- _What is expected_: Copy out every line that contains the word "styles".

▼

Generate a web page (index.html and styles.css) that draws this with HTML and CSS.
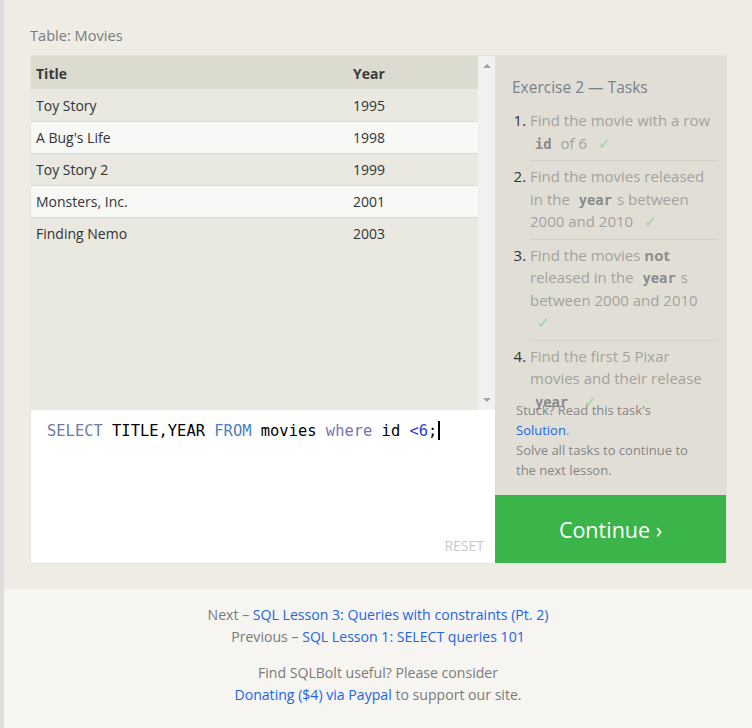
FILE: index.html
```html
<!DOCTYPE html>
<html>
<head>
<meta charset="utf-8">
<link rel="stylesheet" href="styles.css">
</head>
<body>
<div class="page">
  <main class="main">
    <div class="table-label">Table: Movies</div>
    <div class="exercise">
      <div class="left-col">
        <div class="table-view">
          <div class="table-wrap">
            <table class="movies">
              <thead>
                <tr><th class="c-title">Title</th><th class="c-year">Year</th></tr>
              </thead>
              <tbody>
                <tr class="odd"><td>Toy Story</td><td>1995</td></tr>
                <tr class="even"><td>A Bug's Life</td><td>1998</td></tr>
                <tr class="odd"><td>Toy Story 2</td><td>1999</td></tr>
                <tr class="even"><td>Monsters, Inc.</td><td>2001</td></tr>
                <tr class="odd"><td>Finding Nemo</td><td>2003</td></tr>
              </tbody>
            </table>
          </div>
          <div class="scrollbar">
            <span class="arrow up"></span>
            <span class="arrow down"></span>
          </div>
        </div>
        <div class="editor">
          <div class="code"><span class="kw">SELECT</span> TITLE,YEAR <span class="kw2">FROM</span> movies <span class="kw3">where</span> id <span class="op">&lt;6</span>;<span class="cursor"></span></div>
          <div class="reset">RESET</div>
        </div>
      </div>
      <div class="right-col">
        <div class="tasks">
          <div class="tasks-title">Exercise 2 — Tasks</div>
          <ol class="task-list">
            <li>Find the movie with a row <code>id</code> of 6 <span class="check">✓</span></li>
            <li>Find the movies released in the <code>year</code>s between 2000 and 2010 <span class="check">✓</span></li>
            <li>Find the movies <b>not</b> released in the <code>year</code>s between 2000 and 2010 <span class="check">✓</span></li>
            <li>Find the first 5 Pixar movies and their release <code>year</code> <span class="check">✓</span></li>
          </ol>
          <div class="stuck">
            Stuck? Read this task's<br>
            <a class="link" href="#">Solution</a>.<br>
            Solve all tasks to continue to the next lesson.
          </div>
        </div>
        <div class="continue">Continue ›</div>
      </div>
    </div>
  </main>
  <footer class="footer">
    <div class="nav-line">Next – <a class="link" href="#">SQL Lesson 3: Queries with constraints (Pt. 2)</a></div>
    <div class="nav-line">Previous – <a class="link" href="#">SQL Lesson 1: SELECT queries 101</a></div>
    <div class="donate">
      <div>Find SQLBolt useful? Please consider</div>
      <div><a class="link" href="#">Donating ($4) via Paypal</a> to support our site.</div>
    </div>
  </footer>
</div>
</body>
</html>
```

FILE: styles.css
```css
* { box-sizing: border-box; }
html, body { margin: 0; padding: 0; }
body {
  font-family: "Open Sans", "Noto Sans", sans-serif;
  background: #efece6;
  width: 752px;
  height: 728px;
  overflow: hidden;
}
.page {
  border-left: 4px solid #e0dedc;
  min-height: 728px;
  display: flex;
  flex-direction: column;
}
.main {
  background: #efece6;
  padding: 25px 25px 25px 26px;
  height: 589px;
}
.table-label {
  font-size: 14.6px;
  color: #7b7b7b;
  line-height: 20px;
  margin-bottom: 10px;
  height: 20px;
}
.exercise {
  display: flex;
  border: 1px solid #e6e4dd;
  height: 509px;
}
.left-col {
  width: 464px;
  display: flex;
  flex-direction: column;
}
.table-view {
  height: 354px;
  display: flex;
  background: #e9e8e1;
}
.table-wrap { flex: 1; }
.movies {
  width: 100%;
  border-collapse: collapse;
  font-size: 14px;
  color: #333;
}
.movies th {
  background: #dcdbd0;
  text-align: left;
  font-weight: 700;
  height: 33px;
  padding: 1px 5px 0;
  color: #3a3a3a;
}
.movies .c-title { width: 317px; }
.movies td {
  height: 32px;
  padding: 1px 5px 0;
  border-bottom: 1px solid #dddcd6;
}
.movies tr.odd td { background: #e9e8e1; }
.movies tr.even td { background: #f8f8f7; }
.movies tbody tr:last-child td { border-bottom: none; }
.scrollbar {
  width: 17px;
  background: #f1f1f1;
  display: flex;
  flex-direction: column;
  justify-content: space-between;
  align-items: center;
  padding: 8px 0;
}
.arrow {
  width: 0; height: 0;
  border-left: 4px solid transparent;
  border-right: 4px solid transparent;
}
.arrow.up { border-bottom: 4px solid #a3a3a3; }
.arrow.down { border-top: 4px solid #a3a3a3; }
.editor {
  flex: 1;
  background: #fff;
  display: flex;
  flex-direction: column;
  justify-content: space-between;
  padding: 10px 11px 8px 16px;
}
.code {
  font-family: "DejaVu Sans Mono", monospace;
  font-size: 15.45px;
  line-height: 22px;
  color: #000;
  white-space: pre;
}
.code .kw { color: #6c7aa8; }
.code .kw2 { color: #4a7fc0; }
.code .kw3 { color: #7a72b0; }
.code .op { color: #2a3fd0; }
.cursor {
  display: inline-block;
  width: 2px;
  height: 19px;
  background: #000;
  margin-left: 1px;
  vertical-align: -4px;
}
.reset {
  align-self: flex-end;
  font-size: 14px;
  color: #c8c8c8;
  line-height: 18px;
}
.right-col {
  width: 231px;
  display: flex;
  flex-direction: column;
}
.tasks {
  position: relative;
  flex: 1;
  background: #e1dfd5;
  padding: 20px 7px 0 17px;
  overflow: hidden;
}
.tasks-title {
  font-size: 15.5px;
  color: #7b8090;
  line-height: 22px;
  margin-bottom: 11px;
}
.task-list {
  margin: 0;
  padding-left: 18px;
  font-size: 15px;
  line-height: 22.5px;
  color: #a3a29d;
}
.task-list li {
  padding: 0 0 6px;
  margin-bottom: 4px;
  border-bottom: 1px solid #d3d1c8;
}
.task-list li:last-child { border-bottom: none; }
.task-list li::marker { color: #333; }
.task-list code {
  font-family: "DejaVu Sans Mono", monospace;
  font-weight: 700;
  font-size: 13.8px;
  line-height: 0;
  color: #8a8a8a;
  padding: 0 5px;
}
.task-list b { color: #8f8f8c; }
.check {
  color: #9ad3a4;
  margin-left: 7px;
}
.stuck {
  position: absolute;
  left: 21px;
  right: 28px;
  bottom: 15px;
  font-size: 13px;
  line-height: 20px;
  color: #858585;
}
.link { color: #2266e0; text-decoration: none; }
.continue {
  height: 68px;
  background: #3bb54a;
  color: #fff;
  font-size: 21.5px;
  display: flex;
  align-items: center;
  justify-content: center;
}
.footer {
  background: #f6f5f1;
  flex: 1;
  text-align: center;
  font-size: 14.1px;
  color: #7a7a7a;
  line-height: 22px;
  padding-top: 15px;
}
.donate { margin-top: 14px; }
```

▲

- _Written reply_:
Generate a web page (index.html and styles.css) that draws this with HTML and CSS.
<link rel="stylesheet" href="styles.css">
FILE: styles.css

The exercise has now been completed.